Smartphone accessory can test three disease markers in a drop of blood in just 15 minutes
Roisin McGuigan |
A cheap smartphone accessory that can perform a multiplexed ELISA assay in just 15 minutes, without the need for lab equipment, has been developed by US researchers (Figure 1). Is there anything smartphones can’t do? We spoke to Tassaneewan Laksanasopin of Columbia University, US, and first author of the associated paper (1).
Why a smartphone?
We wanted to develop a relatively cheap, easily available technology to provide diagnostics at the point of care. Smartphones are widely accessible, and can be used as both a processor and a user interface to help keep the cost of the technology low.
How does it work?
It can replicate all mechanical, topical and electronic functions needed for a full, laboratory-quality immunoassay, without needing any stored energy – all the necessary power is drawn from the smartphone via the audiojack. The assay is multiplexed and can detect three infectious disease markers not currently available in a single test: HIV antibody, treponemal-specific antibody for syphilis, and non-treponemal antibody for active syphilis infection. The test is carried out inside a microfluidics cartridge the size of a credit card, and the results appear on the screen of your phone – all you need is a finger prick of blood and the test can be done in 15 minutes (watch the video online at Click Here).
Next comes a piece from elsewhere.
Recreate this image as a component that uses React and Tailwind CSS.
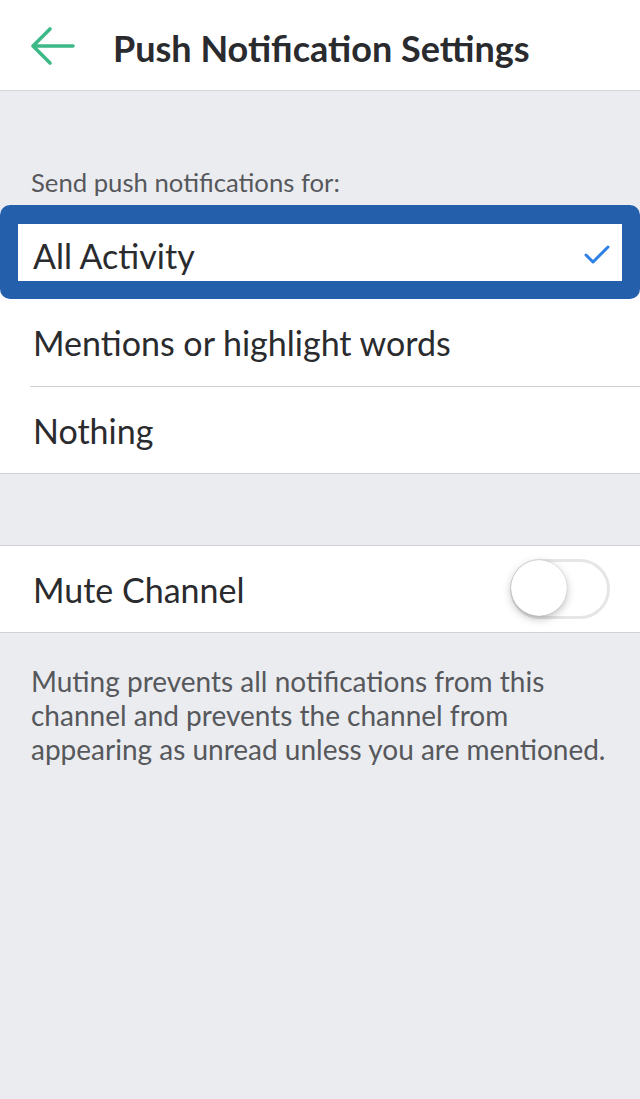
import { useState } from 'react'

function BackArrow() {
  return (
    <svg width="46" height="40" viewBox="0 0 46 40" fill="none">
      <path d="M3 20 H43 M3 20 L20 3 M3 20 L20 37" stroke="#3db887" strokeWidth="3.6" strokeLinecap="round" strokeLinejoin="round" />
    </svg>
  )
}

function Check() {
  return (
    <svg width="26" height="20" viewBox="0 0 26 20" fill="none">
      <path d="M2 10 L9 17 L24 2" stroke="#2f80e4" strokeWidth="3" strokeLinecap="round" strokeLinejoin="round" />
    </svg>
  )
}

export default function App() {
  const [selected] = useState('all')
  const [muted, setMuted] = useState(false)

  const options = [
    { id: 'all', label: 'All Activity', h: 'h-[88px]' },
    { id: 'mentions', label: 'Mentions or highlight words', h: 'h-[87px]' },
    { id: 'none', label: 'Nothing', h: 'h-[86px]' },
  ]

  return (
    <div className="min-h-[1099px] bg-[#ebecf0] text-[#2a2b2e]" style={{ fontFamily: 'Lato, "Open Sans", sans-serif' }}>
      <div className="h-[91px] bg-white border-b border-[#d6d7db] flex items-center">
        <div className="w-[113px] pl-[30px] pt-[2px] flex items-center">
          <BackArrow />
        </div>
        <h1 className="text-[36px] font-bold pt-[5px]">Push Notification Settings</h1>
      </div>

      <div className="pt-[76px] pb-[14px] px-[31px] text-[25.7px] text-[#56585c] leading-[30px]">
        Send push notifications for:
      </div>

      <div className="bg-white border-b border-[#cfd0d4]">
        {options.map((opt, i) => (
          <div key={opt.id} className="relative">
            {opt.id === selected && (
              <div className="absolute left-0 right-0 top-[-6px] bottom-0 rounded-[10px] border-[#235fab] border-l-[18px] border-r-[18px] border-t-[19px] border-b-[18px] pointer-events-none z-10" />
            )}
            <div className="pl-[33px] pr-[30px]">
              <div className={`${opt.h} flex items-center justify-between`}>
                <span className="text-[34px]">{opt.label}</span>
                {opt.id === selected && <Check />}
              </div>
            </div>
            {i === 1 && <div className="ml-[30px] h-px bg-[#cfd0d4]" />}
          </div>
        ))}
      </div>

      <div className="h-[71px]" />

      <div className="bg-white border-t border-b border-[#cfd0d4] h-[88px] flex items-center justify-between pl-[33px] pr-[30px]">
        <span className="text-[34px]">Mute Channel</span>
        <button
          onClick={() => setMuted(!muted)}
          className={`relative w-[100px] h-[60px] rounded-full border-[3px] ${muted ? 'bg-[#4cd964] border-[#4cd964]' : 'bg-white border-[#e6e6e6]'}`}
        >
          <span className={`absolute top-[-2px] ${muted ? 'left-[38px]' : 'left-[-2px]'} w-[56px] h-[56px] rounded-full bg-white shadow-[0_3px_8px_rgba(0,0,0,0.25),0_0_1px_rgba(0,0,0,0.3)]`} />
        </button>
      </div>

      <p className="px-[31px] pt-[31px] text-[28px] leading-[34px] text-[#56585c]">
        Muting prevents all notifications from this channel and prevents the channel from appearing as unread unless you are mentioned.
      </p>
    </div>
  )
}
How could it affect infectious disease management in developing countries?
Early diagnosis and treatment of sexually transmitted diseases in pregnant mothers can greatly reduce adverse consequences to both mothers and their babies but currently, these tests are not all done at the first visit to the clinic. Our multiplexed test can simplify the workflow for healthcare workers and ensure diagnosis happens fast for patients. The dongle could have a broad range of users because it is simple and user-friendly – it can allow almost any population with a smartphone to access lab-based diagnostics at the point of care.
We are hoping to conduct a larger-scale trial of the technology, obtain World Health Organization approval, and get the device to market in the next few years. We are also exploring how we might adapt our technology for consumer health in developed countries too.
- T Laksanasopin et al., “A smartphone dongle for diagnosis of infectious diseases at the point of care”, Sci Tranl Med, 7, 273re1 (2015). PMID: 25653222.